YOUR GOAL:
Give the number of lines in this listing that contain "React", with no other words.

---------------

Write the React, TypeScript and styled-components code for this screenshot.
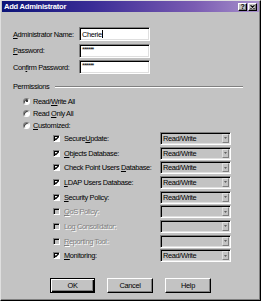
import React from 'react';
import styled, { createGlobalStyle } from 'styled-components';

const Global = createGlobalStyle`
  html, body { margin: 0; padding: 0; background: #c3c3c3; }
  body { font-family: "Liberation Sans", Arial, sans-serif; }
`;

const Window = styled.div`
  width: 261px;
  height: 301px;
  box-sizing: border-box;
  background: #c3c3c3;
  border-top: 1px solid #dfdfdf;
  border-left: 1px solid #dfdfdf;
  border-right: 1px solid #000;
  border-bottom: 1px solid #000;
  box-shadow: inset -1px -1px #808080;
  padding: 0 1px 1px 1px;
  display: flex;
  flex-direction: column;
  font-size: 7.4px;
  letter-spacing: -0.35px;
  color: #000;
  overflow: hidden;
`;

const TitleBar = styled.div`
  height: 11px;
  display: flex;
  align-items: center;
  padding: 0 2px 0 2px;
  background: linear-gradient(to right, #0c1478 0%, #3a2c96 35%, #7a5cb2 75%, #a891cc 100%);
`;

const Title = styled.div`
  flex: 1;
  color: #fff;
  font-weight: bold;
  font-size: 7.6px;
  letter-spacing: -0.25px;
`;

const TitleButton = styled.div<{ $gap?: boolean }>`
  width: 9px;
  height: 8px;
  box-sizing: border-box;
  margin-left: ${p => (p.$gap ? '1px' : '0')};
  background: #c3c3c3;
  border-top: 1px solid #fff;
  border-left: 1px solid #fff;
  border-right: 1px solid #000;
  border-bottom: 1px solid #000;
  box-shadow: inset -1px -1px #808080;
  display: flex;
  align-items: center;
  justify-content: center;
  font-weight: bold;
  font-size: 7px;
  line-height: 1;
  color: #000;
`;

const Body = styled.div`
  display: flex;
  flex-direction: column;
  padding: 0 0 0 11px;
`;

const FormGrid = styled.div`
  margin-top: 15px;
  display: grid;
  grid-template-columns: 66px 71px;
  grid-auto-rows: 14px;
  row-gap: 2.5px;
  align-items: center;
`;

const Label = styled.span<{ $disabled?: boolean }>`
  white-space: nowrap;
  color: ${p => (p.$disabled ? '#808080' : '#000')};
  text-shadow: ${p => (p.$disabled ? '1px 1px #fff' : 'none')};
`;

const TextBox = styled.div`
  height: 14px;
  box-sizing: border-box;
  background: #fff;
  border-top: 1px solid #808080;
  border-left: 1px solid #808080;
  border-right: 1px solid #fff;
  border-bottom: 1px solid #fff;
  box-shadow: inset 1px 1px #000, inset -1px -1px #dfdfdf;
  padding: 0 2px;
  display: flex;
  align-items: center;
`;

const Caret = styled.span`
  display: inline-block;
  width: 1px;
  height: 8px;
  background: #000;
  margin-left: 0.5px;
`;

const Stars = styled.span`
  align-self: flex-start;
  margin-top: 1px;
  font-size: 7px;
  letter-spacing: -0.8px;
  color: #000;
`;

const SectionHeader = styled.div`
  margin-top: 8px;
  height: 9px;
  display: flex;
  align-items: center;
`;

const Separator = styled.div`
  flex: 1;
  margin: 0 16px 0 6px;
  border-top: 1px solid #808080;
  border-bottom: 1px solid #fff;
`;

const RadioList = styled.div`
  margin-top: 4px;
  display: flex;
  flex-direction: column;
`;

const RadioRow = styled.div`
  height: 12px;
  margin-left: 10px;
  display: flex;
  align-items: center;
  gap: 3px;
`;

const RadioCircle = styled.div<{ $checked?: boolean }>`
  width: 7px;
  height: 7px;
  box-sizing: border-box;
  border-radius: 50%;
  background: #fff;
  border: 1px solid;
  border-color: #808080 #fff #fff #808080;
  box-shadow: inset 1px 1px #404040;
  display: flex;
  align-items: center;
  justify-content: center;
  &::after {
    content: '';
    width: 2px;
    height: 2px;
    border-radius: 50%;
    background: ${p => (p.$checked ? '#000' : 'transparent')};
  }
`;

const CheckList = styled.div`
  display: flex;
  flex-direction: column;
`;

const CheckRow = styled.div`
  height: 14.7px;
  margin-left: 40px;
  display: flex;
  align-items: center;
`;

const CheckBox = styled.div<{ $disabled?: boolean }>`
  width: 7px;
  height: 7px;
  box-sizing: border-box;
  margin-right: 4px;
  background: ${p => (p.$disabled ? '#c3c3c3' : '#fff')};
  border-top: 1px solid #808080;
  border-left: 1px solid #808080;
  border-right: 1px solid #fff;
  border-bottom: 1px solid #fff;
  box-shadow: inset 1px 1px #000;
  display: flex;
  align-items: center;
  justify-content: center;
`;

const CheckLabel = styled(Label)`
  flex: 0 0 96px;
`;

const Combo = styled.div`
  width: 71px;
  height: 13px;
  box-sizing: border-box;
  background: #c3c3c3;
  border-top: 1px solid #808080;
  border-left: 1px solid #808080;
  border-right: 1px solid #fff;
  border-bottom: 1px solid #fff;
  box-shadow: inset 1px 1px #000, inset -1px -1px #dfdfdf;
  padding: 1px 1px 1px 2px;
  display: flex;
  align-items: center;
`;

const ComboText = styled.span`
  flex: 1;
  white-space: nowrap;
`;

const ComboArrow = styled.div`
  width: 7px;
  height: 9px;
  box-sizing: border-box;
  background: #c3c3c3;
  border-top: 1px solid #dfdfdf;
  border-left: 1px solid #dfdfdf;
  border-right: 1px solid #808080;
  border-bottom: 1px solid #808080;
  display: flex;
  align-items: center;
  justify-content: center;
`;

const ButtonRow = styled.div`
  margin-top: 14.7px;
  margin-left: 37px;
  display: flex;
  gap: 12px;
`;

const Button = styled.div<{ $default?: boolean; $w: number }>`
  width: ${p => p.$w}px;
  height: 15px;
  box-sizing: border-box;
  background: #c3c3c3;
  border: 1px solid;
  border-color: ${p => (p.$default ? '#000' : '#fff #000 #000 #fff')};
  box-shadow: ${p =>
    p.$default
      ? 'inset 1px 1px #fff, inset -1px -1px #000, inset -2px -2px #808080'
      : 'inset -1px -1px #808080'};
  display: flex;
  align-items: center;
  justify-content: center;
`;

const Check = () => (
  <svg width="5" height="5" viewBox="0 0 5 5">
    <path d="M0.3 2.2 L1.8 3.7 L4.7 0.6" stroke="#000" strokeWidth="1.2" fill="none" />
  </svg>
);

const Arrow = () => (
  <svg width="3" height="2" viewBox="0 0 3 2">
    <path d="M0 0 H3 L1.5 2 Z" fill="#606060" />
  </svg>
);

const CloseGlyph = () => (
  <svg width="5" height="4" viewBox="0 0 5 4">
    <path d="M0.5 0.3 L4.5 3.7 M4.5 0.3 L0.5 3.7" stroke="#000" strokeWidth="1.1" />
  </svg>
);

type Perm = { pre: string; u: string; post: string; checked: boolean; disabled?: boolean; value: string };

const perms: Perm[] = [
  { pre: 'Secure', u: 'U', post: 'pdate:', checked: true, value: 'Read/Write' },
  { pre: '', u: 'O', post: 'bjects Database:', checked: true, value: 'Read/Write' },
  { pre: 'Check Point Users ', u: 'D', post: 'atabase:', checked: true, value: 'Read/Write' },
  { pre: '', u: 'L', post: 'DAP Users Database:', checked: true, value: 'Read/Write' },
  { pre: '', u: 'S', post: 'ecurity Policy:', checked: true, value: 'Read/Write' },
  { pre: '', u: 'Q', post: 'oS Policy:', checked: false, disabled: true, value: '' },
  { pre: 'Lo', u: 'g', post: ' Consolidator:', checked: false, disabled: true, value: '' },
  { pre: '', u: 'R', post: 'eporting Tool:', checked: false, disabled: true, value: '' },
  { pre: '', u: 'M', post: 'onitoring:', checked: true, value: 'Read/Write' },
];

export default function App() {
  return (
    <>
      <Global />
      <Window>
        <TitleBar>
          <Title>Add Administrator</Title>
          <TitleButton>?</TitleButton>
          <TitleButton $gap>
            <CloseGlyph />
          </TitleButton>
        </TitleBar>
        <Body>
          <FormGrid>
            <Label>
              <u>A</u>dministrator Name:
            </Label>
            <TextBox>
              <span>Cherie</span>
              <Caret />
            </TextBox>
            <Label>
              <u>P</u>assword:
            </Label>
            <TextBox>
              <Stars>******</Stars>
            </TextBox>
            <Label>
              Con<u>f</u>irm Password:
            </Label>
            <TextBox>
              <Stars>******</Stars>
            </TextBox>
          </FormGrid>

          <SectionHeader>
            <Label>Permissions</Label>
            <Separator />
          </SectionHeader>

          <RadioList>
            <RadioRow>
              <RadioCircle $checked />
              <Label>
                Read/<u>W</u>rite All
              </Label>
            </RadioRow>
            <RadioRow>
              <RadioCircle />
              <Label>
                Read <u>O</u>nly All
              </Label>
            </RadioRow>
            <RadioRow>
              <RadioCircle />
              <Label>
                <u>C</u>ustomized:
              </Label>
            </RadioRow>
          </RadioList>

          <CheckList>
            {perms.map((p, i) => (
              <CheckRow key={i}>
                <CheckBox $disabled={p.disabled}>{p.checked && <Check />}</CheckBox>
                <CheckLabel $disabled={p.disabled}>
                  {p.pre}
                  <u>{p.u}</u>
                  {p.post}
                </CheckLabel>
                <Combo>
                  <ComboText>{p.value}</ComboText>
                  <ComboArrow>
                    <Arrow />
                  </ComboArrow>
                </Combo>
              </CheckRow>
            ))}
          </CheckList>

          <ButtonRow>
            <Button $default $w={45}>OK</Button>
            <Button $w={46}>Cancel</Button>
            <Button $w={46}>Help</Button>
          </ButtonRow>
        </Body>
      </Window>
    </>
  );
}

---------------

OUTPUT OF THE EXERCISE:
2